Jika kita baca dengan teliti artikel dari Suara Pembaruan ini.

Wanita ini meminta bantuan secara hukum bagaimana proses perceraian dimana 
harta yang ia kumpulkan dengan susah payah dapat ia peroleh.

 

Kisah ini banyak terjadi di sekeliling kita.

Tidak hanya terjadi suku yang berbeda tetapi terjadi pula pada suku yang sama.

 

Dimana generasi muda terbuai dengan kata-kata “CINTA”.

Apa yang dinasehati oleh orang tua dianggap tidak sepaham akhirnya generasi 
muda yang merasa diri mereka benar menjalani kehidupan nyata.

 

Saya membaca cerita ini terkesan wanita ini meminta bantuan secara hukum 
bagaimana proses perceraian, dimana ia sudah tidak bahagia terhadap 
perkawinannya.

 

Mungkin kalian kaum laki-laki menganggap wanita harus terima perlakuan suami 
sehingga kalian bisa menulis kalimat “Sebenarnya ini artikel tujuannya apa ? 
Masa masalah suami selingkuh dimasukin dikoran ?”

 

Kalau anak anda mengalami kejadian ini apa yang anda lakukan?

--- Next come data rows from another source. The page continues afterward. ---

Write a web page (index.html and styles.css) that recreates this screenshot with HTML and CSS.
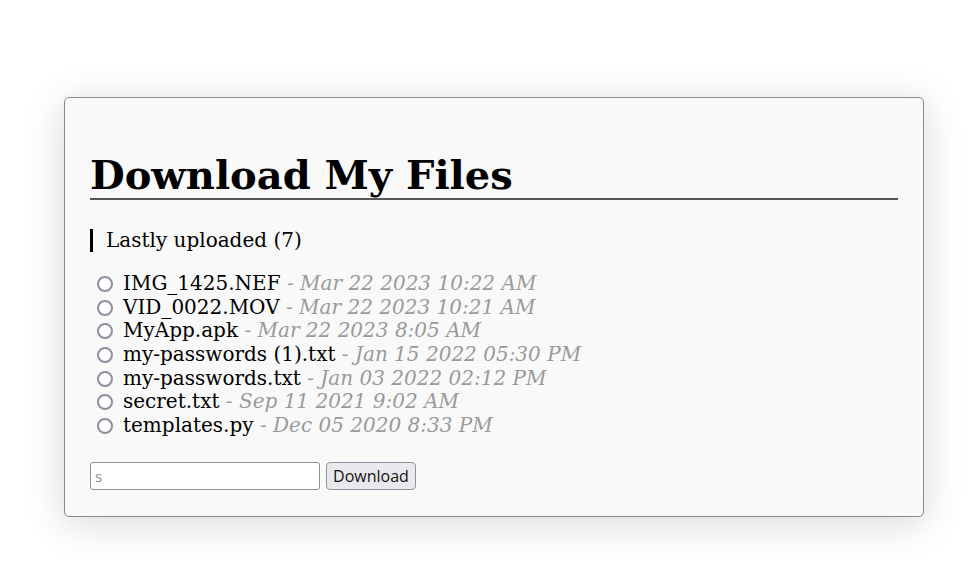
FILE: index.html
```html
<!DOCTYPE html>
<html lang="en">
<head>
<meta charset="utf-8">
<title>Download My Files</title>
<link rel="stylesheet" href="styles.css">
</head>
<body>
<main class="card">
  <h1 class="title">Download My Files</h1>
  <p class="subtitle">Lastly uploaded (7)</p>
  <form class="files">
    <ul class="file-list">
      <li><label><input type="radio" name="f" class="radio"><span class="name">IMG_1425.NEF</span> <span class="date">- Mar 22 2023 10:22 AM</span></label></li>
      <li><label><input type="radio" name="f" class="radio"><span class="name">VID_0022.MOV</span> <span class="date">- Mar 22 2023 10:21 AM</span></label></li>
      <li><label><input type="radio" name="f" class="radio"><span class="name">MyApp.apk</span> <span class="date">- Mar 22 2023 8:05 AM</span></label></li>
      <li><label><input type="radio" name="f" class="radio"><span class="name">my-passwords (1).txt</span> <span class="date">- Jan 15 2022 05:30 PM</span></label></li>
      <li><label><input type="radio" name="f" class="radio"><span class="name">my-passwords.txt</span> <span class="date">- Jan 03 2022 02:12 PM</span></label></li>
      <li><label><input type="radio" name="f" class="radio"><span class="name">secret.txt</span> <span class="date">- Sep 11 2021 9:02 AM</span></label></li>
      <li><label><input type="radio" name="f" class="radio"><span class="name">templates.py</span> <span class="date">- Dec 05 2020 8:33 PM</span></label></li>
    </ul>
    <div class="actions">
      <input type="text" class="field" placeholder="s">
      <button type="button" class="btn">Download</button>
    </div>
  </form>
</main>
</body>
</html>
```

FILE: styles.css
```css
html, body {
  margin: 0;
  padding: 0;
  background: #ffffff;
}
html {
  min-height: 100%;
}
body {
  font-family: "DejaVu Serif", serif;
  color: #000;
  padding: 97px 0 60px 0;
  min-height: 100vh;
  box-sizing: border-box;
}
.card {
  margin: 0 0 0 64px;
  width: 808px;
  padding: 0 25px 26px 25px;
  background: #f9f9f9;
  border: 1px solid #8a8a8a;
  border-radius: 5px;
  box-shadow: 0 6px 40px rgba(0, 0, 0, 0.16);
  box-sizing: content-box;
}
.title {
  font-family: "DejaVu Serif", serif;
  font-weight: bold;
  font-size: 40px;
  line-height: normal;
  margin: 0;
  padding-top: 53px;
  border-bottom: 2px solid #555;
}
.subtitle {
  margin: 29px 0 0 0;
  font-size: 20px;
  line-height: 23px;
  padding-left: 13px;
  border-left: 3px solid #000;
}
.files {
  margin: 0;
}
.file-list {
  list-style: none;
  margin: 20px 0 0 0;
  padding: 0;
  font-size: 20px;
  line-height: 23.67px;
}
.file-list li {
  display: block;
}
.radio {
  appearance: none;
  -webkit-appearance: none;
  box-sizing: border-box;
  width: 16px;
  height: 16px;
  border: 2px solid #8f8f9d;
  border-radius: 50%;
  background: #fff;
  margin: 0 10px 0 7px;
  vertical-align: -2px;
}
.date {
  font-style: italic;
  color: #9a9a9a;
}
.actions {
  display: flex;
  gap: 6px;
  margin-top: 24px;
}
.field {
  width: 230px;
  height: 28px;
  box-sizing: border-box;
  border: 1px solid #8f8f9d;
  border-radius: 3px;
  background: #fff;
  font-family: "Open Sans", "Noto Sans", sans-serif;
  font-size: 15px;
  padding: 0 4px;
}
.field::placeholder {
  color: #8a8a8a;
}
.btn {
  width: 90px;
  height: 28px;
  box-sizing: border-box;
  border: 1px solid #8f8f9d;
  border-radius: 4px;
  background: #e9e9ed;
  font-family: "Open Sans", "Noto Sans", sans-serif;
  font-size: 16px;
  color: #111;
  padding: 0;
}
```
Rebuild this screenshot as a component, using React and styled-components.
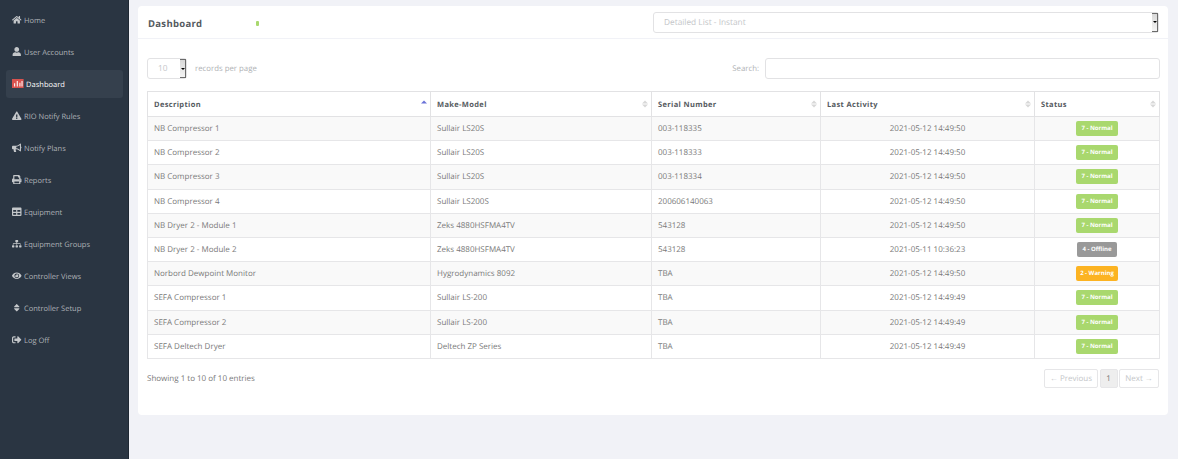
import React from "react";
import styled, { createGlobalStyle } from "styled-components";
import {
  FaHome, FaUser, FaExclamationTriangle, FaBullhorn, FaPrint,
  FaTable, FaSitemap, FaEye, FaSort, FaSignOutAlt,
} from "react-icons/fa";

const Global = createGlobalStyle`
  html, body { margin: 0; padding: 0; background: #f1f2f7; }
  body { font-family: "Open Sans", "Liberation Sans", sans-serif; text-rendering: geometricPrecision; }
  * { box-sizing: border-box; }
`;

const Shell = styled.div`
  display: flex;
  width: 1178px;
  height: 459px;
  overflow: hidden;
  background: #f1f2f7;
`;

const Sidebar = styled.nav`
  width: 129px;
  flex: none;
  display: flex;
  flex-direction: column;
  gap: 4px;
  padding: 6px 6px 0;
  background: #2a3542;
  border-right: 1px solid #1f2833;
`;

const NavItem = styled.a`
  display: flex;
  align-items: center;
  height: 28px;
  width: 117px;
  padding: 1px 0 0 6px;
  gap: 2.5px;
  border-radius: 3px;
  font-size: 7.5px;
  color: ${(p) => (p.$active ? "#ffffff" : "#aeb2b7")};
  background: ${(p) => (p.$active ? "#35404d" : "transparent")};
  svg { height: 9.5px; width: auto; flex: none; margin-top: -2px; color: #c4c7ca; }
`;

const Main = styled.main`
  flex: 1;
  min-width: 0;
  padding: 6px 10px 0 9px;
`;

const Card = styled.section`
  height: 409px;
  background: #ffffff;
  border-radius: 4px;
`;

const CardHeader = styled.header`
  display: flex;
  align-items: center;
  height: 33px;
  padding: 0 9px 0 10px;
  border-bottom: 1px solid #f1f2f7;
`;

const Title = styled.h1`
  width: 108px;
  margin: 3px 0 0;
  font-size: 9.5px;
  font-weight: 700;
  letter-spacing: 0.3px;
  color: #555a60;
`;

const Spark = styled.span`
  width: 3px;
  height: 5px;
  margin-top: 3px;
  background: #a9d86e;
  border-radius: 1px;
`;

const Select = styled.div`
  position: relative;
  display: flex;
  align-items: center;
  height: 21px;
  padding-left: 10px;
  flex: none;
  width: ${(p) => p.$w}px;
  margin-left: ${(p) => p.$ml || 0}px;
  font-size: 8.3px;
  color: #c4c6c9;
  background: #ffffff;
  border: 1px solid #e2e2e4;
  border-radius: 3px;
`;

const SelectButton = styled.span`
  position: absolute;
  top: 0;
  right: 0;
  bottom: 0;
  width: 6px;
  display: flex;
  align-items: center;
  justify-content: center;
  background: linear-gradient(#d8d8d8, #f4f4f4);
  border: 1px solid #6b6b6b;
  border-left: 0;
  &::after {
    content: "";
    border-left: 2px solid transparent;
    border-right: 2px solid transparent;
    border-top: 2px solid #000;
  }
`;

const CardBody = styled.div`
  padding: 19px 8px 0 9px;
`;

const Toolbar = styled.div`
  display: flex;
  align-items: center;
  justify-content: space-between;
  height: 21px;
`;

const Group = styled.div`
  display: flex;
  align-items: center;
  gap: ${(p) => p.$gap}px;
  font-size: 7.8px;
  color: #b0b2b5;
`;

const SearchInput = styled.div`
  width: 395px;
  height: 21px;
  background: #fff;
  border: 1px solid #e2e2e4;
  border-radius: 3px;
`;

const Table = styled.table`
  width: 1012px;
  margin-top: 12px;
  border-collapse: collapse;
  table-layout: fixed;
  font-size: 8px;
  color: #797979;
`;

const Th = styled.th`
  position: relative;
  height: 25px;
  padding: 1px 6px 0;
  text-align: left;
  font-size: 7.5px;
  font-weight: 700;
  letter-spacing: 0.35px;
  color: #555a60;
  border: 1px solid #e2e2e4;
`;

const SortMark = styled.span`
  position: absolute;
  top: 50%;
  right: 3px;
  transform: translateY(-50%);
  display: flex;
  flex-direction: column;
  gap: 1px;
  &::before, &::after {
    content: "";
    border-left: 3px solid transparent;
    border-right: 3px solid transparent;
  }
  &::before { border-bottom: 3px solid ${(p) => (p.$asc ? "#6a72d8" : "#d8d8d8")}; }
  &::after { border-top: 3px solid ${(p) => (p.$asc ? "transparent" : "#d8d8d8")}; }
`;

const Tr = styled.tr`
  background: ${(p) => (p.$odd ? "#f9f9f9" : "#ffffff")};
`;

const Td = styled.td`
  height: 24.2px;
  padding: 0 6px;
  text-align: ${(p) => (p.$center ? "center" : "left")};
  border: 1px solid #e6e6e8;
`;

const Badge = styled.span`
  display: inline-block;
  height: 15px;
  padding: 0 ${(p) => p.$pad}px;
  line-height: 15px;
  vertical-align: middle;
  font-size: 6px;
  font-weight: 700;
  color: #fff;
  background: ${(p) => p.$color};
  border-radius: 2px;
`;

const Footer = styled.div`
  display: flex;
  align-items: center;
  justify-content: space-between;
  margin-top: 10px;
  padding-right: 1px;
  height: 20px;
  font-size: 8px;
  color: #797979;
`;

const Pager = styled.div`
  display: flex;
  gap: 1.5px;
`;

const PageButton = styled.span`
  display: flex;
  align-items: center;
  justify-content: center;
  height: 19px;
  width: ${(p) => p.$w}px;
  font-size: 8px;
  color: ${(p) => (p.$on ? "#777" : "#c4c6c9")};
  background: ${(p) => (p.$on ? "#eeeeee" : "#fff")};
  border: 1px solid #e6e6e8;
  border-radius: 2px;
`;

const DashIcon = () => (
  <svg viewBox="0 0 11 9">
    <rect width="11" height="9" fill="#d9534f" />
    <path d="M2 7V4h1v3zM4.5 7V2h1v5zM7 7V3.5h1V7zM9 7V2h1v5z" fill="#fff" />
  </svg>
);

const nav = [
  [FaHome, "Home"], [FaUser, "User Accounts"], [DashIcon, "Dashboard", true],
  [FaExclamationTriangle, "RIO Notify Rules"], [FaBullhorn, "Notify Plans"], [FaPrint, "Reports"],
  [FaTable, "Equipment"], [FaSitemap, "Equipment Groups"], [FaEye, "Controller Views"],
  [FaSort, "Controller Setup"], [FaSignOutAlt, "Log Off"],
];

const columns = [
  ["Description", 283], ["Make-Model", 221], ["Serial Number", 169], ["Last Activity", 214], ["Status", 125],
];

const N = ["7 - Normal", "#a9d86e", 5];
const rows = [
  ["NB Compressor 1", "Sullair LS20S", "003-118335", "2021-05-12 14:49:50", N],
  ["NB Compressor 2", "Sullair LS20S", "003-118333", "2021-05-12 14:49:50", N],
  ["NB Compressor 3", "Sullair LS20S", "003-118334", "2021-05-12 14:49:50", N],
  ["NB Compressor 4", "Sullair LS200S", "200606140063", "2021-05-12 14:49:50", N],
  ["NB Dryer 2 - Module 1", "Zeks 4880HSFMA4TV", "543128", "2021-05-12 14:49:50", N],
  ["NB Dryer 2 - Module 2", "Zeks 4880HSFMA4TV", "543128", "2021-05-11 10:36:23", ["4 - Offline", "#999999", 5]],
  ["Norbord Dewpoint Monitor", "Hygrodynamics 8092", "TBA", "2021-05-12 14:49:50", ["2 - Warning", "#fcb322", 4.5]],
  ["SEFA Compressor 1", "Sullair LS-200", "TBA", "2021-05-12 14:49:49", N],
  ["SEFA Compressor 2", "Sullair LS-200", "TBA", "2021-05-12 14:49:49", N],
  ["SEFA Deltech Dryer", "Deltech ZP Series", "TBA", "2021-05-12 14:49:49", N],
];

export default function App() {
  return (
    <Shell>
      <Global />
      <Sidebar>
        {nav.map(([Icon, label, active]) => (
          <NavItem key={label} $active={active}>
            <Icon />
            {label}
          </NavItem>
        ))}
      </Sidebar>
      <Main>
        <Card>
          <CardHeader>
            <Title>Dashboard</Title>
            <Spark />
            <Select $w={506} $ml={394}>
              Detailed List - Instant
              <SelectButton />
            </Select>
          </CardHeader>
          <CardBody>
            <Toolbar>
              <Group $gap={8}>
                <Select $w={40}>
                  10
                  <SelectButton />
                </Select>
                records per page
              </Group>
              <Group $gap={6}>
                Search:
                <SearchInput />
              </Group>
            </Toolbar>
            <Table>
              <colgroup>
                {columns.map(([name, w]) => (
                  <col key={name} width={w} />
                ))}
              </colgroup>
              <thead>
                <tr>
                  {columns.map(([name], i) => (
                    <Th key={name}>
                      {name}
                      <SortMark $asc={i === 0} />
                    </Th>
                  ))}
                </tr>
              </thead>
              <tbody>
                {rows.map((r, i) => (
                  <Tr key={r[0]} $odd={i % 2 === 0}>
                    <Td>{r[0]}</Td>
                    <Td>{r[1]}</Td>
                    <Td>{r[2]}</Td>
                    <Td $center>{r[3]}</Td>
                    <Td $center>
                      <Badge $color={r[4][1]} $pad={r[4][2]}>{r[4][0]}</Badge>
                    </Td>
                  </Tr>
                ))}
              </tbody>
            </Table>
            <Footer>
              Showing 1 to 10 of 10 entries
              <Pager>
                <PageButton $w={54}>← Previous</PageButton>
                <PageButton $w={18} $on>1</PageButton>
                <PageButton $w={40}>Next →</PageButton>
              </Pager>
            </Footer>
          </CardBody>
        </Card>
      </Main>
    </Shell>
  );
}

Apa kalian sebagai bapak bisa berkata “Kamu harus terima perlakuan suami kamu. 
Itu nasib yang harus kamu jalani”

 

Saya yakin jika anak anda mengalami kejadian ini, dipastikan anda akan cari 
pengacara hebat untuk memperjuangkan hak anak anda.

Berbeda jika istri anda yang mengalami :-)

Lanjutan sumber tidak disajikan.